As mentioned - it occurs both on Ubuntu 22.04 and Windows 10 (with the caveat that on Windows, I've only tested inside Unity, not vanilla ros2cs). The windows system is a desktop PC with an AMD Ryzen 5950X and 64GB Memory. The Ubuntu system is a ThinkPad P15v with an Intel Core i7-12700H and 32GB Memory. Both running humble.

Next Steps

I will try to see if I can set up a unit test for this, as it seems to be related to allocating large int arrays (in my current test case, the data field on nav_msgs/OccupancyGrid). Please let me know if there is anything else I can try/do.

Fatal error. System.AccessViolationException: Attempted to read or write protected memory. This is often an indication that other memory is corrupt.
   at System.Buffer.Memmove(Byte ByRef, Byte ByRef, UIntPtr)
   at System.Runtime.InteropServices.Marshal.CopyToManaged[[System.Char, System.Private.CoreLib, Version=, Culture=neutral, PublicKeyToken=7cec85d7bea7798e]](IntPtr, Char[], Int32, Int32)
   at nav_msgs.msg.OccupancyGrid.ReadNativeMessage(IntPtr)
   at nav_msgs.srv.GetMap_Response.ReadNativeMessage(IntPtr)
   at nav_msgs.srv.GetMap_Response.ReadNativeMessage()
   at ROS2.Client`2[[System.__Canon, System.Private.CoreLib, Version=, Culture=neutral, PublicKeyToken=7cec85d7bea7798e],[System.__Canon, System.Private.CoreLib, Version=, Culture=neutral, PublicKeyToken=7cec85d7bea7798e]].ProcessResponse(Int64, ROS2.Internal.MessageInternals)
   at ROS2.Client`2[[System.__Canon, System.Private.CoreLib, Version=, Culture=neutral, PublicKeyToken=7cec85d7bea7798e],[System.__Canon, System.Private.CoreLib, Version=, Culture=neutral, PublicKeyToken=7cec85d7bea7798e]].TakeMessage()
   at ROS2.Ros2cs+<>c.<SpinOnce>b__18_1(ROS2.IClientBase)
   at System.Collections.Generic.List`1[[System.__Canon, System.Private.CoreLib, Version=, Culture=neutral, PublicKeyToken=7cec85d7bea7798e]].ForEach(System.Action`1<System.__Canon>)
   at ROS2.Ros2cs.SpinOnce(System.Collections.Generic.List`1<ROS2.INode>, Double)
   at Examples.ROS2MMapServerClient.Main(System.String[])
/home/jan/ros2cs/install/lib/ros2cs_examples/ros2cs_mapserverclient: line 5: 65035 Aborted                 (core dumped) dotnet ${SCRIPTDIR}/dotnet/ros2cs_mapserverclient.dll
[ros2run]: Process exited with failure 134
Deric-W commented 1 year ago

Hi, the reason for Client.Call hanging is that it blocks until a response is received, which requires calling Ros2cs.SpinOnce, resulting in a deadlock. When using Client.CallAsync you can still call Ros2cs.SpinOnce while the response is pending, allowing it to be received.

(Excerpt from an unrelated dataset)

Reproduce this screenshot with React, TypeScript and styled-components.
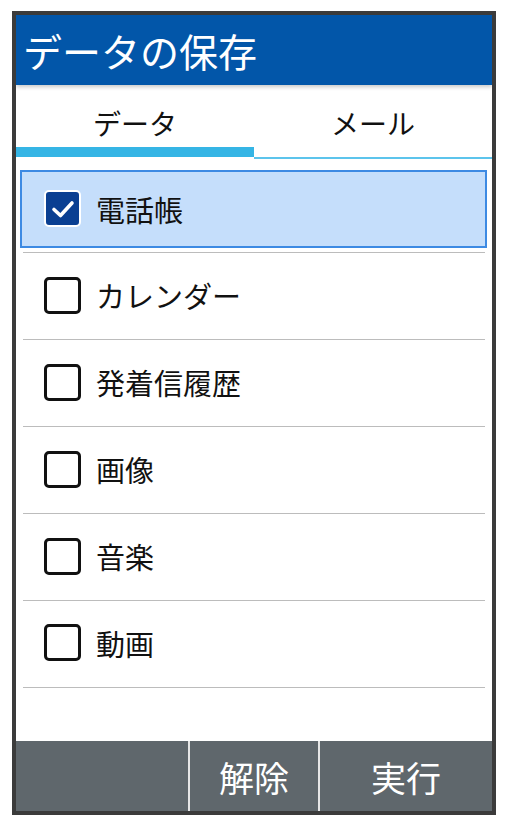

From a quick glance at the generated source it seems that the error is caused by performing a Marshal.Copy between an int8[] in OccupancyGrid and an char[] in C#, which could be problematic since a char in C# is two bytes and therefore larger when using the same number of elements, resulting more memory being accessed.

Deric-W commented 1 year ago

If you want you can edit BASIC_IDL_TYPES_TO_MARSHAL_ARRAY in ./src/ros2cs/rosidl_generator_cs/rosidl_generator_cs/ and replace 'int8': 'char' with 'int8': 'byte' and check if that fixes the issue.

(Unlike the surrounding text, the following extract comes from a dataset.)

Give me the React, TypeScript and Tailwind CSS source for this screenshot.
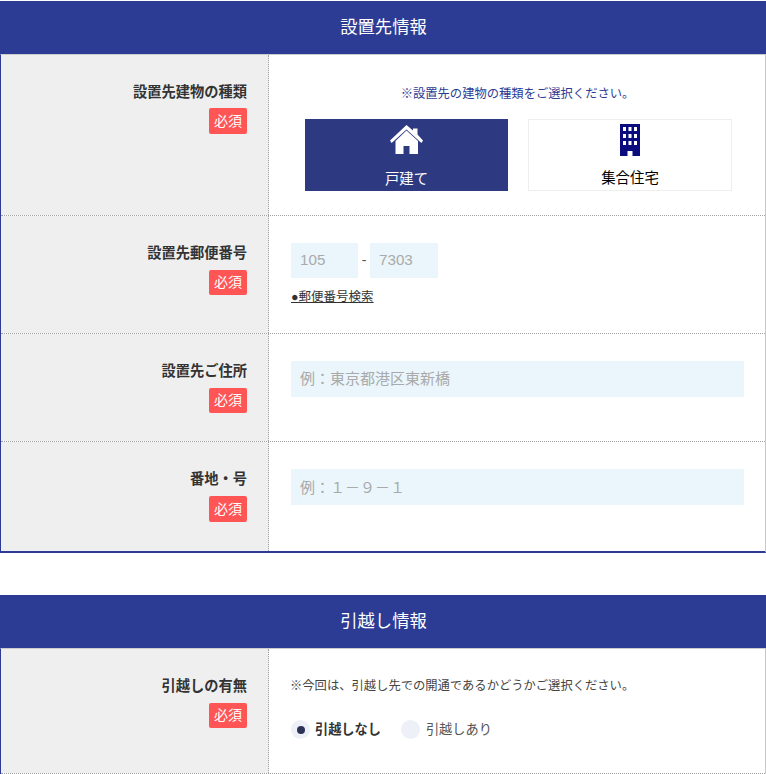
import type { ReactNode } from 'react';

function Row({ label, children, last, className, badgeClass }: { label: string; children: ReactNode; last?: boolean; className: string; badgeClass: string }) {
  return (
    <div className={`flex ${last ? '' : 'border-b border-dotted border-[#a0a0a0]'} ${className}`}>
      <div className="w-[268px] shrink-0 border-r border-dotted border-[#a0a0a0] bg-[#efefef] pr-[21px] text-right">
        <div className="pt-[27px] text-[14.25px] leading-[20px] font-bold text-[#333]">{label}</div>
        <div className="flex justify-end">
          <span className={`flex w-[38px] items-center justify-center rounded-[2px] bg-[#ff5555] text-[14px] text-white ${badgeClass}`}>必須</span>
        </div>
      </div>
      <div className="min-w-0 flex-1 pr-[21px] pl-[22px]">{children}</div>
    </div>
  );
}

function SectionHead({ title }: { title: string }) {
  return <div className="flex h-[53px] items-center justify-center bg-[#2c3c94] pl-px text-[17.3px] text-white">{title}</div>;
}

function HomeIcon() {
  return (
    <svg className="h-[30px] w-[33px]" viewBox="0 0 33 30" fill="#fff">
      <path d="M16.5 0 L23 5.6 V3.5 H27.5 V9.5 L33 15.5 L31.4 18 L16.5 4.4 L1.6 18 L0 15.5 Z" />
      <path d="M16.5 5.4 L28 16 V29 H19.5 V21 H13.5 V29 H5.5 V16 Z" />
    </svg>
  );
}

function BuildingIcon() {
  return (
    <svg className="h-[32px] w-[20px]" viewBox="0 0 20 32">
      <path fill="#0b0b80" d="M0 0 H20 V32 H12.5 V27 H7.5 V32 H0 Z" />
      <g fill="#fff">
        <rect x="3" y="3" width="3" height="4" />
        <rect x="8.5" y="3" width="3" height="4" />
        <rect x="14" y="3" width="3" height="4" />
        <rect x="3" y="10" width="3" height="4" />
        <rect x="8.5" y="10" width="3" height="4" />
        <rect x="14" y="10" width="3" height="4" />
        <rect x="3" y="17" width="3" height="4" />
        <rect x="8.5" y="17" width="3" height="4" />
        <rect x="14" y="17" width="3" height="4" />
      </g>
    </svg>
  );
}

export default function App() {
  return (
    <div className="w-[766px] bg-white pt-px text-[#333]" style={{ fontFamily: '"Liberation Sans", "Noto Sans CJK JP", sans-serif' }}>
      <SectionHead title="設置先情報" />
      <div className="border-x border-t border-b-2 border-x-[#c8c8c8] border-t-[#ccc] border-b-[#2c3c94] border-l-[#2c3c94]">
        <Row label="設置先建物の種類" className="h-[161px]" badgeClass="mt-[6px] h-[26px]">
          <p className="pt-[30px] text-center text-[12.3px] leading-[18px] text-[#2c3c94]">※設置先の建物の種類をご選択ください。</p>
          <div className="mt-[16px] flex gap-[20px] pl-[14px]">
            <div className="flex h-[72px] w-[203px] shrink-0 flex-col items-center bg-[#2d3a82] pt-[6px] text-white">
              <HomeIcon />
              <span className="mt-[14px] text-[14.4px] leading-[20px]">戸建て</span>
            </div>
            <div className="flex h-[72px] w-[204px] shrink-0 flex-col items-center border border-[#eee] pt-[4px] text-black">
              <BuildingIcon />
              <span className="mt-[12px] text-[14.4px] leading-[20px]">集合住宅</span>
            </div>
          </div>
        </Row>
        <Row label="設置先郵便番号" className="h-[118px]" badgeClass="mt-[7px] h-[25px]">
          <div className="flex items-center pt-[27px]">
            <div className="flex h-[35px] w-[67px] items-center bg-[#eaf6fb] pl-[9px] text-[15.2px] text-[#aaa]">105</div>
            <span className="w-[12px] text-center text-[14px] text-[#555]">-</span>
            <div className="flex h-[35px] w-[68px] items-center bg-[#eaf6fb] pl-[9px] text-[15.2px] text-[#aaa]">7303</div>
          </div>
          <a className="mt-[10px] inline-block text-[12.5px] leading-[18px] text-[#333] underline">●郵便番号検索</a>
        </Row>
        <Row label="設置先ご住所" className="h-[108px]" badgeClass="mt-[7px] h-[25px]">
          <div className="mt-[27px] flex h-[36px] items-center bg-[#eaf6fb] pl-[9px] text-[15px] text-[#aaa]">例：東京都港区東新橋</div>
        </Row>
        <Row label="番地・号" last className="h-[109px]" badgeClass="mt-[7px] h-[26px]">
          <div className="mt-[27px] flex h-[36px] items-center bg-[#eaf6fb] pt-[2px] pl-[9px] text-[15px] text-[#aaa]">例：１－９－１</div>
        </Row>
      </div>
      <div className="mt-[42px]">
        <SectionHead title="引越し情報" />
        <div className="border-x border-t border-x-[#c8c8c8] border-t-[#ccc] border-l-[#2c3c94]">
          <Row label="引越しの有無" className="h-[125px]" badgeClass="mt-[7px] h-[25px]">
            <p className="-ml-px pt-[28px] text-[12.3px] leading-[18px] text-[#444]">※今回は、引越し先での開通であるかどうかご選択ください。</p>
            <div className="mt-[25px] flex items-center text-[13.2px]">
              <span className="flex h-[19px] w-[19px] items-center justify-center rounded-full bg-[#eef0f8]">
                <span className="h-[8px] w-[8px] rounded-full bg-[#2d3356]" />
              </span>
              <span className="ml-[5px] font-bold text-[#333]">引越しなし</span>
              <span className="ml-[20px] h-[19px] w-[19px] rounded-full bg-[#eef0f8]" />
              <span className="ml-[6px] text-[#555]">引越しあり</span>
            </div>
          </Row>
        </div>
      </div>
    </div>
  );
}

jankolkmeier commented 1 year ago

Thanks a lot for the pointers regarding the deadlock. Also thanks a lot for the pointers regarding the int8/char types!

I just tried the change you suggested (needed to do a clean rebuild to get it to compile happily), and the issue seems to be fixed. As a test, I ran the example at 100 Hz, with a map of size 2048x2048 10000 times - no crashes! All unit tests also still succeed for me.